> What is expected: Give every line back verbatim, dropping all images.

> Given data:
• • • •
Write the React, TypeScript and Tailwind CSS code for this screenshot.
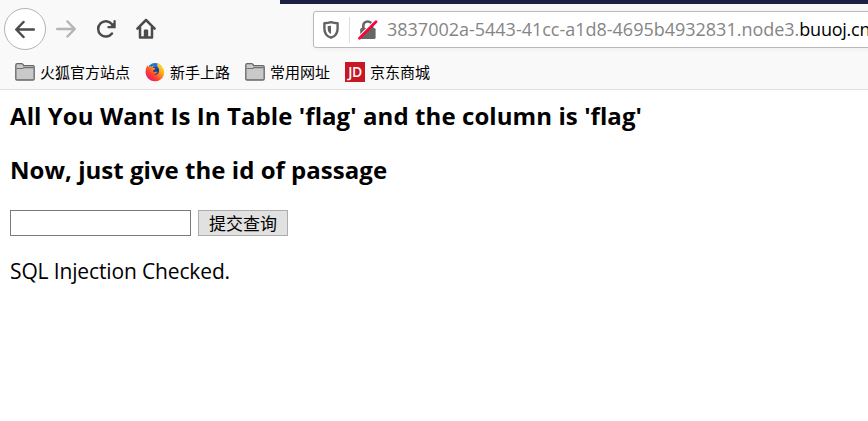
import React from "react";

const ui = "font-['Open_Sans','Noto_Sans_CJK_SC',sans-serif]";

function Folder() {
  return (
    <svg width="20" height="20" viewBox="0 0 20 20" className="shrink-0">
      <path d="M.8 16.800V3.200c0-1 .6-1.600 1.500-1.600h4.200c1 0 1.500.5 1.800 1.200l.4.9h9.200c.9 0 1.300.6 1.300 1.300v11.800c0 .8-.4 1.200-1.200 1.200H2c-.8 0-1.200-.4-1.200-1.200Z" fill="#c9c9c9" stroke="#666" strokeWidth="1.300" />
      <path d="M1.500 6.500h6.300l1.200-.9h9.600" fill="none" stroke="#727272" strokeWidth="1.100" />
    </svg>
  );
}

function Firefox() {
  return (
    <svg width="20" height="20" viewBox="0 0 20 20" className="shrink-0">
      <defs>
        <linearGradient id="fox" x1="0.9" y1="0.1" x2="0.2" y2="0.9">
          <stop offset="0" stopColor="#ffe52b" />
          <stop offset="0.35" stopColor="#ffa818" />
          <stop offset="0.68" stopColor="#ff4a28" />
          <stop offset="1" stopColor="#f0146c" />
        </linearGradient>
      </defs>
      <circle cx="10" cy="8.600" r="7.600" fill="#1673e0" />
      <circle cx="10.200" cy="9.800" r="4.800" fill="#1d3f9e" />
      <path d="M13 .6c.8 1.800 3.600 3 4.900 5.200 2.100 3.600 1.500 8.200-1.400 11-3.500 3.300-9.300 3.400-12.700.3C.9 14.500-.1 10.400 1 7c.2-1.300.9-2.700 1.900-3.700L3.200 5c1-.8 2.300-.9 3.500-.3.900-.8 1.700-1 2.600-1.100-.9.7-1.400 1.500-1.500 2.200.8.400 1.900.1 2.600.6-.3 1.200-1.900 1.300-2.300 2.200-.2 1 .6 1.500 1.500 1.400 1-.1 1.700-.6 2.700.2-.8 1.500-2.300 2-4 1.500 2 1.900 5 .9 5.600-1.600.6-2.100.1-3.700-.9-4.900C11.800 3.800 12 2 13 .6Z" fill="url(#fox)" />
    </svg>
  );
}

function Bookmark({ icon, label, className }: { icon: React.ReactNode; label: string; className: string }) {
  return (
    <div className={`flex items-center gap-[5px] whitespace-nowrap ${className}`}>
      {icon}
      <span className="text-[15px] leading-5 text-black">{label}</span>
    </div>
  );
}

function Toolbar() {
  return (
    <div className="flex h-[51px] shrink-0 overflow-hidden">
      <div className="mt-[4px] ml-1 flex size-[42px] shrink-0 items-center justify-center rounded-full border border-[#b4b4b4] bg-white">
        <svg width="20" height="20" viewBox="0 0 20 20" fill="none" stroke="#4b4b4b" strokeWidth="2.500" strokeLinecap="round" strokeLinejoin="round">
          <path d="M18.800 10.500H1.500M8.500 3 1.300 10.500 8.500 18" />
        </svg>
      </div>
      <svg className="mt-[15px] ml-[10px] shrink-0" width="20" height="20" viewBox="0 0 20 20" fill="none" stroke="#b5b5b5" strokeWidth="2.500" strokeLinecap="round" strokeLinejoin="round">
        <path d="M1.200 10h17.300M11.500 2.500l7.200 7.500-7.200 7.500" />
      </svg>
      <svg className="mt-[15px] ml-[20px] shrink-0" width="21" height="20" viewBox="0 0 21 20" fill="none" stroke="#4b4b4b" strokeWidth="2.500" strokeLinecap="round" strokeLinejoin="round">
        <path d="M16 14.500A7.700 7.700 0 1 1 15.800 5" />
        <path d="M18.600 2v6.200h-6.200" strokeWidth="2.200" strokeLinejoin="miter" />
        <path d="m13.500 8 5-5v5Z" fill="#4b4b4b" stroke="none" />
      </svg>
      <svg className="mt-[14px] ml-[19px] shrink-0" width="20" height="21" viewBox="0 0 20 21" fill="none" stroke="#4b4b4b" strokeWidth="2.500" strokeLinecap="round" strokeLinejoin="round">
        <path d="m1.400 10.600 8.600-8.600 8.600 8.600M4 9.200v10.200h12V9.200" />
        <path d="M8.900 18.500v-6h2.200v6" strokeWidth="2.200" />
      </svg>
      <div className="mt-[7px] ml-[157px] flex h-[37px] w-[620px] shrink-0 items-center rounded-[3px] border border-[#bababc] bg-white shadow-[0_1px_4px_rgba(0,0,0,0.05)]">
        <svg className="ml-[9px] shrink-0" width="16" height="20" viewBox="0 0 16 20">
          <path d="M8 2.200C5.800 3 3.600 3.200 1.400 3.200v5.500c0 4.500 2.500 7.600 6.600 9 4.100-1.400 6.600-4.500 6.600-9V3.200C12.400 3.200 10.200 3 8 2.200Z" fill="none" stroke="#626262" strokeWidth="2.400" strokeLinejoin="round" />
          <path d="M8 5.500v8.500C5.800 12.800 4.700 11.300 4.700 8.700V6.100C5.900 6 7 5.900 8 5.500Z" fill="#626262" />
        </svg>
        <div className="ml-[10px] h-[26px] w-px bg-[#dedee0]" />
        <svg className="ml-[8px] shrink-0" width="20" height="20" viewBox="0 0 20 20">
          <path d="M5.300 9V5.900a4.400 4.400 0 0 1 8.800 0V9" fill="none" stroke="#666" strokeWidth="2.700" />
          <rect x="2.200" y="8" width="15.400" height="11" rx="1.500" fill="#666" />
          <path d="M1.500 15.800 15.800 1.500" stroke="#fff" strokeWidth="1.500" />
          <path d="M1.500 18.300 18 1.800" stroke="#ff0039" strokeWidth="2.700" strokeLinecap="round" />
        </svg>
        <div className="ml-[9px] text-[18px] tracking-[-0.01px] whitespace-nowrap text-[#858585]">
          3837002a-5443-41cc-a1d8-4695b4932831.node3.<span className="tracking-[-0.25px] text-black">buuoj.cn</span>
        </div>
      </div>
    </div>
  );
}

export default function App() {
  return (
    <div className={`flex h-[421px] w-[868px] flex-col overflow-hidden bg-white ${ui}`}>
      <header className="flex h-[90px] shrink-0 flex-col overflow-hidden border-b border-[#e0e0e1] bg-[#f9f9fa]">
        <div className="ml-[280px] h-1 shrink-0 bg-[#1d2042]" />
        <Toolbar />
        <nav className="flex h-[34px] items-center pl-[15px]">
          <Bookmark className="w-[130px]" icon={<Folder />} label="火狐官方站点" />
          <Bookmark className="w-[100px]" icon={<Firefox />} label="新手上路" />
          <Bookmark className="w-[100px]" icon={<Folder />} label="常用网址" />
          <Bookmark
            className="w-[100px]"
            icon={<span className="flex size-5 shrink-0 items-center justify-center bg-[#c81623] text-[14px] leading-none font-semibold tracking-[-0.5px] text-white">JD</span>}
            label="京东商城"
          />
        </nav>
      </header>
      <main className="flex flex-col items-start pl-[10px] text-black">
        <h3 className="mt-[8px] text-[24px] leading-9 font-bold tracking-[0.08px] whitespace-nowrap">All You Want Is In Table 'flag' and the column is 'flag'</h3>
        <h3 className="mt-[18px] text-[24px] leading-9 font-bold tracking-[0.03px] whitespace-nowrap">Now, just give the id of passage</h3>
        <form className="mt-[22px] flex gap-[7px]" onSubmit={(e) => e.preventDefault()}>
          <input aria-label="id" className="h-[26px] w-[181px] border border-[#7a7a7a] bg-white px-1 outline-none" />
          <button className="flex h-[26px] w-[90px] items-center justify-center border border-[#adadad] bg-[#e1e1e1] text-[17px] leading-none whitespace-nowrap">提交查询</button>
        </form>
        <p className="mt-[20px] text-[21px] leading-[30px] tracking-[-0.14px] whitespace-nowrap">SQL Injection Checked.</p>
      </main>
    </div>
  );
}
• • • •
> Task solution:
Write the React, TypeScript and Tailwind CSS code for this screenshot.
import React from "react";

const ui = "font-['Open_Sans','Noto_Sans_CJK_SC',sans-serif]";

function Folder() {
  return (
    <svg width="20" height="20" viewBox="0 0 20 20" className="shrink-0">
      <path d="M.8 16.800V3.200c0-1 .6-1.600 1.500-1.600h4.200c1 0 1.500.5 1.800 1.200l.4.9h9.200c.9 0 1.300.6 1.300 1.300v11.800c0 .8-.4 1.200-1.200 1.200H2c-.8 0-1.200-.4-1.200-1.200Z" fill="#c9c9c9" stroke="#666" strokeWidth="1.300" />
      <path d="M1.500 6.500h6.300l1.200-.9h9.600" fill="none" stroke="#727272" strokeWidth="1.100" />
    </svg>
  );
}

function Firefox() {
  return (
    <svg width="20" height="20" viewBox="0 0 20 20" className="shrink-0">
      <defs>
        <linearGradient id="fox" x1="0.9" y1="0.1" x2="0.2" y2="0.9">
          <stop offset="0" stopColor="#ffe52b" />
          <stop offset="0.35" stopColor="#ffa818" />
          <stop offset="0.68" stopColor="#ff4a28" />
          <stop offset="1" stopColor="#f0146c" />
        </linearGradient>
      </defs>
      <circle cx="10" cy="8.600" r="7.600" fill="#1673e0" />
      <circle cx="10.200" cy="9.800" r="4.800" fill="#1d3f9e" />
      <path d="M13 .6c.8 1.800 3.600 3 4.900 5.200 2.100 3.600 1.500 8.200-1.400 11-3.500 3.300-9.300 3.400-12.700.3C.9 14.500-.1 10.400 1 7c.2-1.300.9-2.700 1.900-3.700L3.200 5c1-.8 2.300-.9 3.500-.3.900-.8 1.700-1 2.600-1.100-.9.7-1.400 1.500-1.500 2.200.8.400 1.900.1 2.600.6-.3 1.200-1.900 1.300-2.300 2.200-.2 1 .6 1.500 1.500 1.400 1-.1 1.700-.6 2.700.2-.8 1.500-2.300 2-4 1.500 2 1.900 5 .9 5.600-1.600.6-2.100.1-3.700-.9-4.900C11.800 3.800 12 2 13 .6Z" fill="url(#fox)" />
    </svg>
  );
}

function Bookmark({ icon, label, className }: { icon: React.ReactNode; label: string; className: string }) {
  return (
    <div className={`flex items-center gap-[5px] whitespace-nowrap ${className}`}>
      {icon}
      <span className="text-[15px] leading-5 text-black">{label}</span>
    </div>
  );
}

function Toolbar() {
  return (
    <div className="flex h-[51px] shrink-0 overflow-hidden">
      <div className="mt-[4px] ml-1 flex size-[42px] shrink-0 items-center justify-center rounded-full border border-[#b4b4b4] bg-white">
        <svg width="20" height="20" viewBox="0 0 20 20" fill="none" stroke="#4b4b4b" strokeWidth="2.500" strokeLinecap="round" strokeLinejoin="round">
          <path d="M18.800 10.500H1.500M8.500 3 1.300 10.500 8.500 18" />
        </svg>
      </div>
      <svg className="mt-[15px] ml-[10px] shrink-0" width="20" height="20" viewBox="0 0 20 20" fill="none" stroke="#b5b5b5" strokeWidth="2.500" strokeLinecap="round" strokeLinejoin="round">
        <path d="M1.200 10h17.300M11.500 2.500l7.200 7.500-7.200 7.500" />
      </svg>
      <svg className="mt-[15px] ml-[20px] shrink-0" width="21" height="20" viewBox="0 0 21 20" fill="none" stroke="#4b4b4b" strokeWidth="2.500" strokeLinecap="round" strokeLinejoin="round">
        <path d="M16 14.500A7.700 7.700 0 1 1 15.800 5" />
        <path d="M18.600 2v6.200h-6.200" strokeWidth="2.200" strokeLinejoin="miter" />
        <path d="m13.500 8 5-5v5Z" fill="#4b4b4b" stroke="none" />
      </svg>
      <svg className="mt-[14px] ml-[19px] shrink-0" width="20" height="21" viewBox="0 0 20 21" fill="none" stroke="#4b4b4b" strokeWidth="2.500" strokeLinecap="round" strokeLinejoin="round">
        <path d="m1.400 10.600 8.600-8.600 8.600 8.600M4 9.200v10.200h12V9.200" />
        <path d="M8.900 18.500v-6h2.200v6" strokeWidth="2.200" />
      </svg>
      <div className="mt-[7px] ml-[157px] flex h-[37px] w-[620px] shrink-0 items-center rounded-[3px] border border-[#bababc] bg-white shadow-[0_1px_4px_rgba(0,0,0,0.05)]">
        <svg className="ml-[9px] shrink-0" width="16" height="20" viewBox="0 0 16 20">
          <path d="M8 2.200C5.800 3 3.600 3.200 1.400 3.200v5.500c0 4.500 2.500 7.600 6.600 9 4.100-1.400 6.600-4.500 6.600-9V3.200C12.400 3.200 10.200 3 8 2.200Z" fill="none" stroke="#626262" strokeWidth="2.400" strokeLinejoin="round" />
          <path d="M8 5.500v8.500C5.800 12.800 4.700 11.300 4.700 8.700V6.100C5.900 6 7 5.900 8 5.500Z" fill="#626262" />
        </svg>
        <div className="ml-[10px] h-[26px] w-px bg-[#dedee0]" />
        <svg className="ml-[8px] shrink-0" width="20" height="20" viewBox="0 0 20 20">
          <path d="M5.300 9V5.900a4.400 4.400 0 0 1 8.800 0V9" fill="none" stroke="#666" strokeWidth="2.700" />
          <rect x="2.200" y="8" width="15.400" height="11" rx="1.500" fill="#666" />
          <path d="M1.500 15.800 15.800 1.500" stroke="#fff" strokeWidth="1.500" />
          <path d="M1.500 18.300 18 1.800" stroke="#ff0039" strokeWidth="2.700" strokeLinecap="round" />
        </svg>
        <div className="ml-[9px] text-[18px] tracking-[-0.01px] whitespace-nowrap text-[#858585]">
          3837002a-5443-41cc-a1d8-4695b4932831.node3.<span className="tracking-[-0.25px] text-black">buuoj.cn</span>
        </div>
      </div>
    </div>
  );
}

export default function App() {
  return (
    <div className={`flex h-[421px] w-[868px] flex-col overflow-hidden bg-white ${ui}`}>
      <header className="flex h-[90px] shrink-0 flex-col overflow-hidden border-b border-[#e0e0e1] bg-[#f9f9fa]">
        <div className="ml-[280px] h-1 shrink-0 bg-[#1d2042]" />
        <Toolbar />
        <nav className="flex h-[34px] items-center pl-[15px]">
          <Bookmark className="w-[130px]" icon={<Folder />} label="火狐官方站点" />
          <Bookmark className="w-[100px]" icon={<Firefox />} label="新手上路" />
          <Bookmark className="w-[100px]" icon={<Folder />} label="常用网址" />
          <Bookmark
            className="w-[100px]"
            icon={<span className="flex size-5 shrink-0 items-center justify-center bg-[#c81623] text-[14px] leading-none font-semibold tracking-[-0.5px] text-white">JD</span>}
            label="京东商城"
          />
        </nav>
      </header>
      <main className="flex flex-col items-start pl-[10px] text-black">
        <h3 className="mt-[8px] text-[24px] leading-9 font-bold tracking-[0.08px] whitespace-nowrap">All You Want Is In Table 'flag' and the column is 'flag'</h3>
        <h3 className="mt-[18px] text-[24px] leading-9 font-bold tracking-[0.03px] whitespace-nowrap">Now, just give the id of passage</h3>
        <form className="mt-[22px] flex gap-[7px]" onSubmit={(e) => e.preventDefault()}>
          <input aria-label="id" className="h-[26px] w-[181px] border border-[#7a7a7a] bg-white px-1 outline-none" />
          <button className="flex h-[26px] w-[90px] items-center justify-center border border-[#adadad] bg-[#e1e1e1] text-[17px] leading-none whitespace-nowrap">提交查询</button>
        </form>
        <p className="mt-[20px] text-[21px] leading-[30px] tracking-[-0.14px] whitespace-nowrap">SQL Injection Checked.</p>
      </main>
    </div>
  );
}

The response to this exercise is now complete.